Not trying to argue for FAI or against environmentalism here, just straightening out the technical issue.

What I meant is that if I have a choice either to do something that has a very tiny chance of having a very large good effect (e.g., working on friendly AI and possibly preventing a hostile takeover of the world by nasty AI) or to do something with a high chance of having a small good effect (e.g., teaching math to university students), I may take the latter option where others may take the former. Neither need be irrational.

Problem is that the expected utility of an outcome often grows faster than its probability shrinks. If the utility you assign to a galactic civilization does not outweigh the low probability of success you can just take into the account all beings that could be alive until the end of time in the case of a positive Singularity. Whatever you care about now, there will be so much more of it after a positive Singularity that it does always outweigh the tiny probability of it happening.

Hmm, I wonder if there is a bias in human cognition, which makes it easier for us to think of ever larger utilities/disutilities than of ever tinier probabilities. My intuition says the former, which is why I tend to be skeptical of such large impact small probability events.

You raise this issue a lot, so now I'm curious how you cash it out in actual numbers:

For the sake of concreteness, call Va the value to you of 10% of your total assets at this moment. (In other words, going from your current net worth to 90% of your net worth involves a loss of Va.)

What's your estimate of the value of a positive Singularity in terms of Va?

What's your estimate of the probability (P%) of a positive Singularity at this moment?

What's your estimate of how much P% would increment by if you invested an additional 10% of your total assets at this moment in the most efficient available mechanism for incrementing P%?

Sure, I agree, what I meant was that he may value certainty that his philanthropic efforts made some positive difference over maximizing the expected value of a utilitarian utility function. Maybe he's open to reconsidering this point though.

(b) Baez has written elsewhere that he's risk averse with respect to charity. Thus, he may reject expected value theory based utilitarianism.

You can work towards a positive Singularity based on purely selfish motives. If he doesn't want to die and if he believes that the chance that a negative Singularity might kill him is higher than that climate change will kill him then he should try to mitigate that risk whether he rejects any form of utilitarianism or not.

Wow. For some reason, I found these interviews far more convincing than EY's previous writings on these topics.

Wow. For some reason, I found these interviews far more convincing than EY's previous writings on these topics.

I thought exactly the same!

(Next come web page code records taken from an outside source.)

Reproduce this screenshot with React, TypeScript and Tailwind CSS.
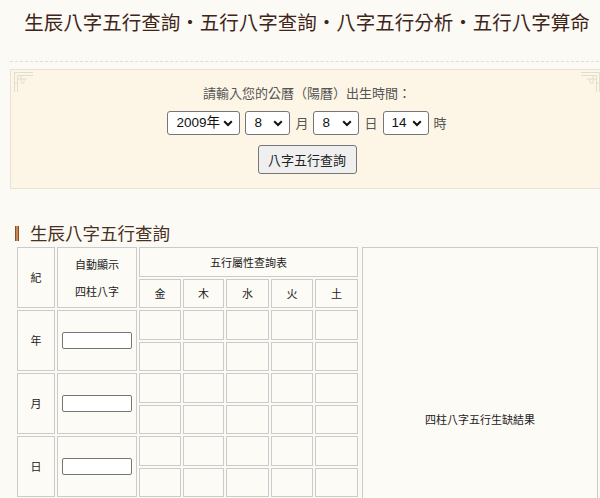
import React from "react";

const CJK = '"Noto Sans CJK TC", "Noto Sans", sans-serif';
const LAT = '"Liberation Sans", "Noto Sans CJK TC", sans-serif';

function Chevron() {
  return (
    <svg width="10" height="7" viewBox="0 0 10 7" className="shrink-0">
      <path d="M1.2 1.3 L5 5 L8.8 1.3" fill="none" stroke="#111" strokeWidth="2" />
    </svg>
  );
}

function FakeSelect({ value, w }: { value: string; w: string }) {
  return (
    <div
      className={`${w} h-[24px] flex items-center justify-between pl-[8px] pr-[6px] bg-white border border-[#767676] rounded-[3px] text-[13.5px] text-[#111]`}
      style={{ fontFamily: LAT }}
    >
      <span>{value}</span>
      <Chevron />
    </div>
  );
}

function Corner({ flip }: { flip?: boolean }) {
  return (
    <svg width="21" height="22" viewBox="0 0 21 22" style={flip ? { transform: "scaleX(-1)" } : undefined}>
      <path
        d="M1.5 21 V1.5 H20 M4.5 21 V4.5 H20 M4.5 8 H14 M8 4.5 V12 M1.5 12 H4.5 M11 8 V12 H8"
        fill="none"
        stroke="#e2ddd2"
        strokeWidth="1"
      />
    </svg>
  );
}

const cell = "border border-[#cbcbcb] bg-[#fdfbf6] flex items-center justify-center text-[11px] text-[#222]";

const rows = ["年", "月", "日", "時"];

export default function App() {
  const sep = <span className="inline-block w-[19.5px] text-center">•</span>;
  return (
    <div className="w-[600px] h-[498px] overflow-hidden bg-[#fcfaf5]" style={{ fontFamily: CJK }}>
      <div className="w-[594px] ml-[10px]">
        <div className="h-[62px] border-b border-dashed border-[#dddddd] pt-[9px]">
          <h1 className="text-center text-[19.5px] leading-[26px] text-[#3f2519] whitespace-nowrap">
            生辰八字五行查詢{sep}五行八字查詢{sep}八字五行分析{sep}五行八字算命
          </h1>
        </div>

        <div className="relative mt-[7px] border border-[#ebe3d2] bg-[#fdf5e6] pt-[14px] pb-[14px] flex flex-col items-center">
          <div className="absolute left-[2px] top-[1px]">
            <Corner />
          </div>
          <div className="absolute right-[2px] top-[1px]">
            <Corner flip />
          </div>
          <div className="text-[13px] leading-[18px] text-[#555]">請輸入您的公曆（陽曆）出生時間：</div>
          <div className="mt-[9px] flex items-center gap-[5px] text-[13px] text-[#555]">
            <FakeSelect value="2009年" w="w-[73px]" />
            <FakeSelect value="8" w="w-[45px]" />
            <span>月</span>
            <FakeSelect value="8" w="w-[46px]" />
            <span>日</span>
            <FakeSelect value="14" w="w-[46px]" />
            <span>時</span>
          </div>
          <button className="mt-[10px] w-[99px] h-[29px] bg-[#efefef] border border-[#767676] rounded-[3px] text-[13px] text-[#222]">
            八字五行查詢
          </button>
        </div>

        <div className="mt-[32px] h-[24px] flex items-center">
          <div className="ml-[5px] w-[4px] h-[15px] bg-gradient-to-r from-[#6e3410] via-[#e6a86a] to-[#6e3410]" />
          <div className="ml-[11px] text-[17.5px] leading-[24px] text-[#4a3122]">生辰八字五行查詢</div>
        </div>

        <div
          className="mt-[2px] ml-[7px] grid gap-x-[2px] gap-y-[2px] grid-cols-[38px_80px_42px_41px_43px_42px_43px_238px] grid-rows-[30px_29px_30px_29px_30px_29px_30px_29px_30px_29px_30px]"
        >
          <div className={`${cell} col-start-1 row-start-1 row-span-2`}>紀</div>
          <div className={`${cell} col-start-2 row-start-1 row-span-2 flex-col leading-[27px]`}>
            <span>自動顯示</span>
            <span>四柱八字</span>
          </div>
          <div className={`${cell} col-start-3 col-span-5 row-start-1`}>五行屬性查詢表</div>
          {["金", "木", "水", "火", "土"].map((t) => (
            <div key={t} className={`${cell} row-start-2`}>{t}</div>
          ))}
          <div className={`${cell} col-start-8 row-start-1 row-span-11 ml-[2px]`}>四柱八字五行生缺結果</div>

          {rows.map((r, i) => (
            <React.Fragment key={r}>
              <div className={`${cell} col-start-1 row-span-2`} style={{ gridRowStart: 3 + i * 2 }}>
                {r}
              </div>
              <div className={`${cell} col-start-2 row-span-2`} style={{ gridRowStart: 3 + i * 2 }}>
                <div className="w-[70px] h-[17px] bg-white border border-[#767676] rounded-[2px]" />
              </div>
              {[0, 1].map((s) =>
                [3, 4, 5, 6, 7].map((c) => (
                  <div
                    key={`${s}-${c}`}
                    className={cell}
                    style={{ gridRowStart: 3 + i * 2 + s, gridColumnStart: c }}
                  />
                ))
              )}
            </React.Fragment>
          ))}
          <div className={`${cell} col-start-1 col-span-2 row-start-11`}>合計</div>
          {[3, 4, 5, 6, 7].map((c) => (
            <div key={c} className={`${cell} row-start-11`} style={{ gridColumnStart: c }} />
          ))}
        </div>
      </div>
    </div>
  );
}
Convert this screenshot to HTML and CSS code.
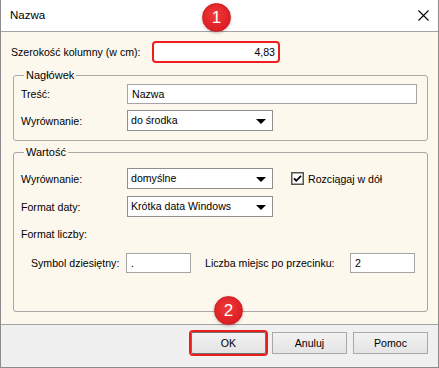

After reading all of the interviews I am actually much more convinced that he is right about risks from AI.

I find the organization of the sequences difficult and frustrating. It's just hard to go through them in an organized manner. This has left me tempted to wait for Eliezer's book, but I don't know if that's a long way off, or if it's nearer in the future, or if i will contain everything that's of value of the sequences or will follow a narrower theme.

However, I have gone through enough of the sequences that I can usually follow along on new posts without too much trouble. The great part is that whenever someone makes an error that can be corrected by a post from the sequences, it quickly gets linked to by a senior community member.

ETA: This actually leads me to an idea: perhaps we could try to identify the most important posts on LW by looking at the number of times they get linked in other discussions.

[-][anonymous]10y 1

Thanks -- these interviews clarify a lot that I never saw posted here on LW.

In Part 2:

JB: So when you imagine "seed AIs" that keep on improving themselves and eventually become smarter than us, how can you reasonably hope that they’ll avoid making truly spectacular mistakes? How can they learn really new stuff without a lot of risk?

EY: The best answer I can offer is that they can be conservative externally and deterministic internally.

Eliezer never justifies why he wants determinism. It strikes me as a fairly bizarre requirement to impose. Or perhaps he means something different by determinism than does everyone else familiar with computers. Does he simply mean that he wants the hardware to be reliable?

What do you (and 'everyone else familiar with computers') mean by determinism?

A deterministic algorithm, if run twice with the same inputs, follows the same steps and produces the same outputs each time. A non-deterministic algorithm will not necessarily follow the same steps, and may not even generate the same result.

It has been part of the folklore since Dijkstra's "A Discipline of Programming" that well-written non-deterministic programs may be even easier to understand and prove correct than their deterministic counterparts.

From the context, I think what EY means is that the AI must be structured so that all changes to source code can be proved safe-to-the-goal-system before being implemented.

On the other hand, I'm not sure why EY calls that "deterministic" rather than using another adjective.

The hardware and the software. Think of a provably correct compiler.

The main relevant paragraph in this interview is the one in part 2 whose first sentence is "The catastrophic sort of error, the sort you can’t recover from, is an error in modifying your own source code."

Interesting fact: The recent paper Finding and Understanding Bugs in C Compilers found miscompilation bugs in all compilers tested except for one, CompCert, which was unique in that its optimizer was built on a machine-checked proof framework.

Yes, but I don't see what relevance that paragraph has to his desire for 'determinism'. Unless he has somehow formed the impression that 'non-deterministic' means 'error-prone' or that it is impossible to formally prove correctness of non-deterministic algorithms. In fact, hardware designs are routinely proven correct (ironically, using modal logic) even though the hardware being vetted is massively non-deterministic internally.

Does the worse than random essay help to explain?

Not at all. That essay simply says that non-deterministic algorithms don't perform better than deterministic ones (for some meanings of 'non-deterministic algorithms'). But the claim that needs to be explained is how determinism helps to prevent "making truly spectacular mistakes".

Right. No doubt he is thinking he doesn't want a cosmic ray hitting his friendly algorithm, and turning it into an unfriendly one. That means robustness - or error detection and correction. Determinism seems to be a reasonable approach to this which makes proving things about the results about as easy as possible.